STATED EXERCISE
Scan the records below for the line with "Reproduce this screenshot" and the line with "const widgetAreas = ['Sidebar', 'Footer", and retype that range exactly, both ends included, pictures excepted.

____

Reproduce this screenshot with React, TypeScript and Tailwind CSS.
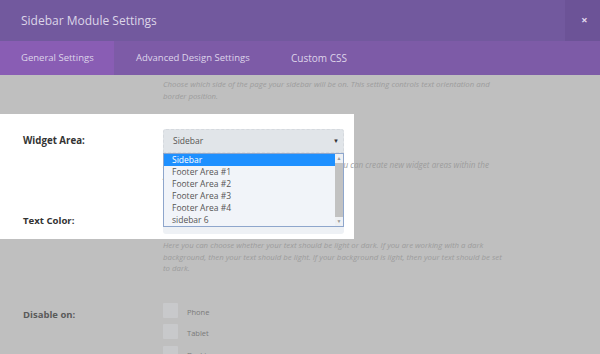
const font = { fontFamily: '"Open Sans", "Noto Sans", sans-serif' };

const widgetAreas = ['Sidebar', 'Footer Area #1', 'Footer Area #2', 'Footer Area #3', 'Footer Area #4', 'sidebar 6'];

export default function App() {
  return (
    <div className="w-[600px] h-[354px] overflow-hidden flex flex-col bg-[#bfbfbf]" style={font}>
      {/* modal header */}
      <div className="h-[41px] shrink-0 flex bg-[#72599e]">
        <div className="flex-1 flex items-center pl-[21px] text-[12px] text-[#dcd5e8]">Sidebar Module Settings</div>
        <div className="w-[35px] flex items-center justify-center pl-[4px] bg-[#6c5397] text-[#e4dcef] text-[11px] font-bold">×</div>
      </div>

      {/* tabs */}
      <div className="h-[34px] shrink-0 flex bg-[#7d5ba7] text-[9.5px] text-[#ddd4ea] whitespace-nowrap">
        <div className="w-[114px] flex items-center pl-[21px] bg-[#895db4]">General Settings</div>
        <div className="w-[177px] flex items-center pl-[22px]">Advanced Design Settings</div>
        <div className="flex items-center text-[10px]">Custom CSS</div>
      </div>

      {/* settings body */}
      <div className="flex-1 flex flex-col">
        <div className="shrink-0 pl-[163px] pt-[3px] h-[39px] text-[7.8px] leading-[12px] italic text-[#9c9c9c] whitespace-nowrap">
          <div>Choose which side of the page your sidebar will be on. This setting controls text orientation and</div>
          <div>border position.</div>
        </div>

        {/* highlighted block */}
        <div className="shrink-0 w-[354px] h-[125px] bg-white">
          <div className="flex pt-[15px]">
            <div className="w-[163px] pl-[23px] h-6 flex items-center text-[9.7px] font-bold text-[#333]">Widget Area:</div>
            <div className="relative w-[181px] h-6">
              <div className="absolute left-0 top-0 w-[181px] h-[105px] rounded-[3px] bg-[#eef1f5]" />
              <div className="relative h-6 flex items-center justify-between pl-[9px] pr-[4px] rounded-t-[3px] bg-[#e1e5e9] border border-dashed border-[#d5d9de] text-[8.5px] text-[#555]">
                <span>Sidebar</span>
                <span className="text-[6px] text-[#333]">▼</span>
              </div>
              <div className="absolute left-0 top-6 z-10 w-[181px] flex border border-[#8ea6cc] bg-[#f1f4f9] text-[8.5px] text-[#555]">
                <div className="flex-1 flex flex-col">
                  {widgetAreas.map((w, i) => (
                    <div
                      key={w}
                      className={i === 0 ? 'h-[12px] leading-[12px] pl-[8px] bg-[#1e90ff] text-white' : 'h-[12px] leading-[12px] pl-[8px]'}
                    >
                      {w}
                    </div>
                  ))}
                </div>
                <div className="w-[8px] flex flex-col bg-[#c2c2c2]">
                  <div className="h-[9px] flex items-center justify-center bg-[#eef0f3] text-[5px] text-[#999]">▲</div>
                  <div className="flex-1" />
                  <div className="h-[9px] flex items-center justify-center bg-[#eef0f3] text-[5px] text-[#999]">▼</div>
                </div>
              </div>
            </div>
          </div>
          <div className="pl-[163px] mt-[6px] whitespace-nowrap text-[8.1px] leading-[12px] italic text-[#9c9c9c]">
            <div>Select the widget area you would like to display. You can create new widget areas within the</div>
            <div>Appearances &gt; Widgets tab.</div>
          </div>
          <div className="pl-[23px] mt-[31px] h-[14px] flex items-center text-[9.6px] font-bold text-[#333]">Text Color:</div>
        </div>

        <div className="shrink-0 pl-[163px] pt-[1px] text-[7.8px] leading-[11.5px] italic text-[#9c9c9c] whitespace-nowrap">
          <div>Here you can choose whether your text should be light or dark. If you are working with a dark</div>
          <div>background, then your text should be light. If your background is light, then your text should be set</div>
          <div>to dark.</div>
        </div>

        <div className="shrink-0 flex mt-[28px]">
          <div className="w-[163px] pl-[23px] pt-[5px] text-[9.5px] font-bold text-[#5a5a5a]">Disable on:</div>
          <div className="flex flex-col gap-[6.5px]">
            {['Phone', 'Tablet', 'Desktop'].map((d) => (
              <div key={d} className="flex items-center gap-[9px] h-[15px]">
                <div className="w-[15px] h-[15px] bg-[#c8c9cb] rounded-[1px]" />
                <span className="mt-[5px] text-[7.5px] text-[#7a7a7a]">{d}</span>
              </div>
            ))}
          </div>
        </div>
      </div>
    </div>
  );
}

____

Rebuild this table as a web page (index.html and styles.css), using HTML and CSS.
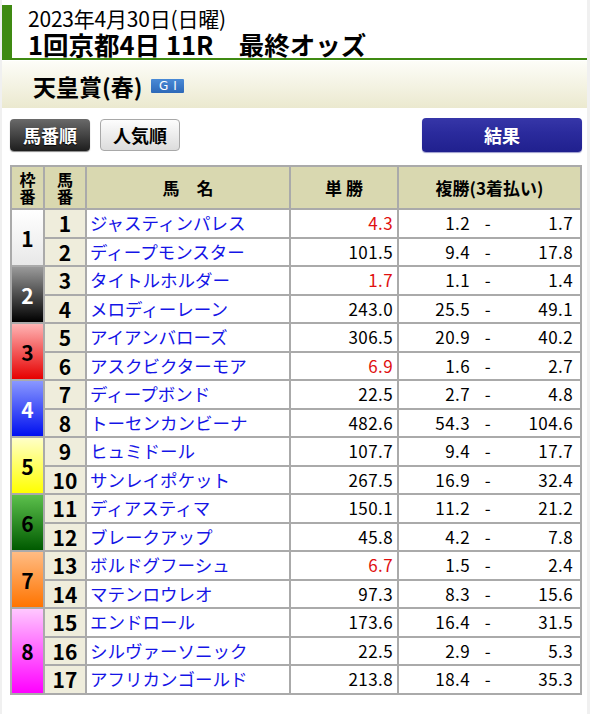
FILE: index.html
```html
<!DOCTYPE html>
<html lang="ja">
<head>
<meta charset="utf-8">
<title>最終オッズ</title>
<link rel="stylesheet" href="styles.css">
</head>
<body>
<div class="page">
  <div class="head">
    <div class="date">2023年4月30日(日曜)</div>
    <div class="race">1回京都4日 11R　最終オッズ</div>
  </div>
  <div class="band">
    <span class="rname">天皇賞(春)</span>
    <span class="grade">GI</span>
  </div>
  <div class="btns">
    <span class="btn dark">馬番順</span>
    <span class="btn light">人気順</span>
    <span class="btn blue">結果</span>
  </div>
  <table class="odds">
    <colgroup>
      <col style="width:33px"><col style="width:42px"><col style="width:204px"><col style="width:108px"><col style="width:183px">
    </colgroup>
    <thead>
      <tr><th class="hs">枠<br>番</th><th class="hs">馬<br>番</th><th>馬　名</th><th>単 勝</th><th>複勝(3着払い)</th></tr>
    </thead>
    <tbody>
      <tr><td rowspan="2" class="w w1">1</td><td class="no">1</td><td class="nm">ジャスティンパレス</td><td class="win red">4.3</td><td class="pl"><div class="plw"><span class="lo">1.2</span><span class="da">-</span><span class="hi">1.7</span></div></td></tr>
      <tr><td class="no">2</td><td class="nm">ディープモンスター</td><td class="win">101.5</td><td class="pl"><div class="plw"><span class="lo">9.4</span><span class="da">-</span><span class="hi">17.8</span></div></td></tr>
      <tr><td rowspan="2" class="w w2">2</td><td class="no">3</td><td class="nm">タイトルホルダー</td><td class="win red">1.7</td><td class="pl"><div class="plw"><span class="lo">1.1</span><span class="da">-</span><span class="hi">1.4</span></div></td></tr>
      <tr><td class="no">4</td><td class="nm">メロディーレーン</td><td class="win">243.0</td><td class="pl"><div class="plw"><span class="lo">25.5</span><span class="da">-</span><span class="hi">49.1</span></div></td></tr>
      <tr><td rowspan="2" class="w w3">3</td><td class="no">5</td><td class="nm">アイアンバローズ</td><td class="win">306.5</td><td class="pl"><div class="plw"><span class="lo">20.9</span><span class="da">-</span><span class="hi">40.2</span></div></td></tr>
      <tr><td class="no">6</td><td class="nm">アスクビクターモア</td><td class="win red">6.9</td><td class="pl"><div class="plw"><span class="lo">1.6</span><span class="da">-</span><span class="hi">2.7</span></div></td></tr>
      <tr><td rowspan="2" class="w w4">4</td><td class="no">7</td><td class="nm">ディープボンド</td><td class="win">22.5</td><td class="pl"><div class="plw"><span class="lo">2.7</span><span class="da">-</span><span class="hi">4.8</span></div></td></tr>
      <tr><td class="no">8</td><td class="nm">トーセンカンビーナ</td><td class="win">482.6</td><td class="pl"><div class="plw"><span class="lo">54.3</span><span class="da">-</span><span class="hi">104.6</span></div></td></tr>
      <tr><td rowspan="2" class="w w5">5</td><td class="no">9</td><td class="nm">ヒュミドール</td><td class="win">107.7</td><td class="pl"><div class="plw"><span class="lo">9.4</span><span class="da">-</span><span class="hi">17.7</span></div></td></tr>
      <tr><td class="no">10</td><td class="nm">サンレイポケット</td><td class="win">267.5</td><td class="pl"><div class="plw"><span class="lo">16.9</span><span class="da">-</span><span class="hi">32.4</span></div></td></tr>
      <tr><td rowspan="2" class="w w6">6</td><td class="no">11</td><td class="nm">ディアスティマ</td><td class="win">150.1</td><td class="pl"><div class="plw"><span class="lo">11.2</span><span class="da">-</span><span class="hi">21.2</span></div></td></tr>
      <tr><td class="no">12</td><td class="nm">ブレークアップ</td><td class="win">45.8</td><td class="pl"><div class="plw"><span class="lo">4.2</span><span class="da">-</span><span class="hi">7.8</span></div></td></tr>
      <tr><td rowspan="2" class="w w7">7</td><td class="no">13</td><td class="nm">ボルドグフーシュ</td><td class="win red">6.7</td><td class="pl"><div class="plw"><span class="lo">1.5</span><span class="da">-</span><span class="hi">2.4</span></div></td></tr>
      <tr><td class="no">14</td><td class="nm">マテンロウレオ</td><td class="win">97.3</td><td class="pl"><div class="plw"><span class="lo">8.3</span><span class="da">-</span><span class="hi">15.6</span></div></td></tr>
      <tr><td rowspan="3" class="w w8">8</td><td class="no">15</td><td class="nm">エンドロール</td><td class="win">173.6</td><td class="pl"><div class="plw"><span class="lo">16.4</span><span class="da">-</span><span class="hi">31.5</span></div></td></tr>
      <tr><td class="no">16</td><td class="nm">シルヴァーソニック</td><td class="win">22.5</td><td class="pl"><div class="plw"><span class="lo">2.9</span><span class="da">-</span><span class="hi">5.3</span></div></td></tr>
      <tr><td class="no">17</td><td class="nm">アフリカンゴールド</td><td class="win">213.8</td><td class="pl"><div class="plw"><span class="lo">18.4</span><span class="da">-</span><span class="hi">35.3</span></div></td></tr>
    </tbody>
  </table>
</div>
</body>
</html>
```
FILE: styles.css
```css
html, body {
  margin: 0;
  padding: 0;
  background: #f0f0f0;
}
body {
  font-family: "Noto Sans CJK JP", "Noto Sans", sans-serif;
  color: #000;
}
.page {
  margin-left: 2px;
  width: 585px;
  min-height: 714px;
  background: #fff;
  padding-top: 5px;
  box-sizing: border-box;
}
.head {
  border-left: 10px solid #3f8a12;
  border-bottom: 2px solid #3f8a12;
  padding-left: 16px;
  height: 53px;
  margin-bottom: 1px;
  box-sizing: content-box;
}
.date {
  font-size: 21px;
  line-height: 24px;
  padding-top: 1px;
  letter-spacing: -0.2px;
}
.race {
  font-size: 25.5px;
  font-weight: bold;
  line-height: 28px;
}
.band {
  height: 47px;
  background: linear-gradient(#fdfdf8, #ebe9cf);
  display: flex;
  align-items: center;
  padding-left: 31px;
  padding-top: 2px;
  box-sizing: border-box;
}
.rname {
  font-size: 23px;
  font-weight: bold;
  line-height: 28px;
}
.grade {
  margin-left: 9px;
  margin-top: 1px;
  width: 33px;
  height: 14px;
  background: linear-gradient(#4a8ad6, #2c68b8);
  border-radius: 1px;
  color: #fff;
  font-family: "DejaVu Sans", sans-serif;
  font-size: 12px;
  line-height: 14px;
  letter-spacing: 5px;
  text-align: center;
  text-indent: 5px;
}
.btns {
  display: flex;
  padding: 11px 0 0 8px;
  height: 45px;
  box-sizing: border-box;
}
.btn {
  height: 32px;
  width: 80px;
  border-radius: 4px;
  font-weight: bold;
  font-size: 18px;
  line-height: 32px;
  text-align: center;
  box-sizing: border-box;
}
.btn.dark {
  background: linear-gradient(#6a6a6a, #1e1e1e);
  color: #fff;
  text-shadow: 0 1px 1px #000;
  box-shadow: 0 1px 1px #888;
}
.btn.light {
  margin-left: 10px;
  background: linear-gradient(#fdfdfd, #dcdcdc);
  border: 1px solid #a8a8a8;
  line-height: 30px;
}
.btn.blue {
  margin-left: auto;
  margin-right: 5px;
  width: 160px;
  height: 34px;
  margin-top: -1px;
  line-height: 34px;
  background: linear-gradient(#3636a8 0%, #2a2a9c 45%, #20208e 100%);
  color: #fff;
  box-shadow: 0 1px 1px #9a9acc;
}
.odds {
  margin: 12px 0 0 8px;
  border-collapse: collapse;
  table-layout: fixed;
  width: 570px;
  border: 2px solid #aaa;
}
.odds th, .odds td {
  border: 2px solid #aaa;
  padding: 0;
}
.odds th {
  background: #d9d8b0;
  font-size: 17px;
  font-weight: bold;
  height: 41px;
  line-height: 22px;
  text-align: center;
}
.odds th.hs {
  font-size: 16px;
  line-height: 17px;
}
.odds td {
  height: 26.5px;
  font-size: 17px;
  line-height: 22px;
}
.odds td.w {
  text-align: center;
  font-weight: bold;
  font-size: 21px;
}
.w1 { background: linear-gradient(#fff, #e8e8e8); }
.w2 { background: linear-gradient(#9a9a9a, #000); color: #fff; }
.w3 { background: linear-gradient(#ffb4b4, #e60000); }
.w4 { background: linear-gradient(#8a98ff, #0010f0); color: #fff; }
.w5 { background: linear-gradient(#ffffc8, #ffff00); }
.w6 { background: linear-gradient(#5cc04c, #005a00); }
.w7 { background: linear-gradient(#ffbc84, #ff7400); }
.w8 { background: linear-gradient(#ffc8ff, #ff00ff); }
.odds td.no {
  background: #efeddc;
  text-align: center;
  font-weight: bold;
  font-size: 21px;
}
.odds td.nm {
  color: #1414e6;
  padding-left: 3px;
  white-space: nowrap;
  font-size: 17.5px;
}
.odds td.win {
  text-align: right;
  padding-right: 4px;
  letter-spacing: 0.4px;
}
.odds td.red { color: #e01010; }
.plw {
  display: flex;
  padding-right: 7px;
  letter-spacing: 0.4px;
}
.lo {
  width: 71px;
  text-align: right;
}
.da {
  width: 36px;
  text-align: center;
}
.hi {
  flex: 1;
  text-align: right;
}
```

____

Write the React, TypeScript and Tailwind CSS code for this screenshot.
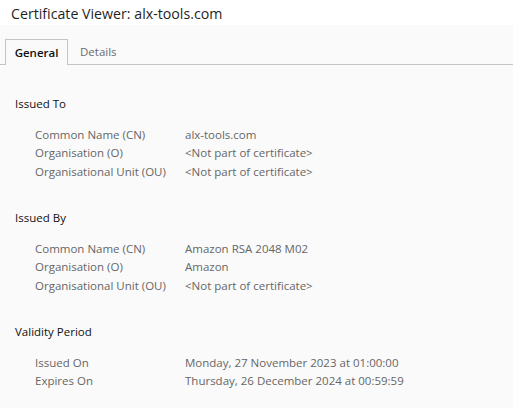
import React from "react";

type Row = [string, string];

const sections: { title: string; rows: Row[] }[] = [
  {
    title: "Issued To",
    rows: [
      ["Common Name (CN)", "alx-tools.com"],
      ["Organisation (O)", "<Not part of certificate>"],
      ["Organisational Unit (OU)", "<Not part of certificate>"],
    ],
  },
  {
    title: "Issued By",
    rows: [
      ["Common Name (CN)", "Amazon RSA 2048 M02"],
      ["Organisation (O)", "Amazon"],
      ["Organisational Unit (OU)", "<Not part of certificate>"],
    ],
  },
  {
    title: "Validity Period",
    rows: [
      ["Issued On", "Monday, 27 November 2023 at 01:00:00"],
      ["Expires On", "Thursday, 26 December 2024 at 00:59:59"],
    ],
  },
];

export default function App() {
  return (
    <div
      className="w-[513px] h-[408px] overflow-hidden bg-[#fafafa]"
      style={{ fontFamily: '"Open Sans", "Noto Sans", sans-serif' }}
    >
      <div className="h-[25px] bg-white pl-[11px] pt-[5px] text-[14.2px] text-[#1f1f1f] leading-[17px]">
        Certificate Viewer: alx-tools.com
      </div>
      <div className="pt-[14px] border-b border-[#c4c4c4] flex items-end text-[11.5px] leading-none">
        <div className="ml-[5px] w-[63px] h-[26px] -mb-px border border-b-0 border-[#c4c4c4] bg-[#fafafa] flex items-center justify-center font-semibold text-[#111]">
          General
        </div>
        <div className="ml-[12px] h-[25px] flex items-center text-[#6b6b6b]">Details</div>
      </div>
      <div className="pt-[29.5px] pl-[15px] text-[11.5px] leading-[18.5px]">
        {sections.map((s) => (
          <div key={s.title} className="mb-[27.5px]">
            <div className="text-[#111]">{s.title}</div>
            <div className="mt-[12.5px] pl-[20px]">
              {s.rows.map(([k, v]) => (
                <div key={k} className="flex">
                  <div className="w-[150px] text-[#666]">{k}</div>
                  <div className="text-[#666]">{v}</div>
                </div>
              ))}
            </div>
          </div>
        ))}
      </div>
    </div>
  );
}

____

PROBLEM SOLUTION
Reproduce this screenshot with React, TypeScript and Tailwind CSS.
const font = { fontFamily: '"Open Sans", "Noto Sans", sans-serif' };

const widgetAreas = ['Sidebar', 'Footer Area #1', 'Footer Area #2', 'Footer Area #3', 'Footer Area #4', 'sidebar 6'];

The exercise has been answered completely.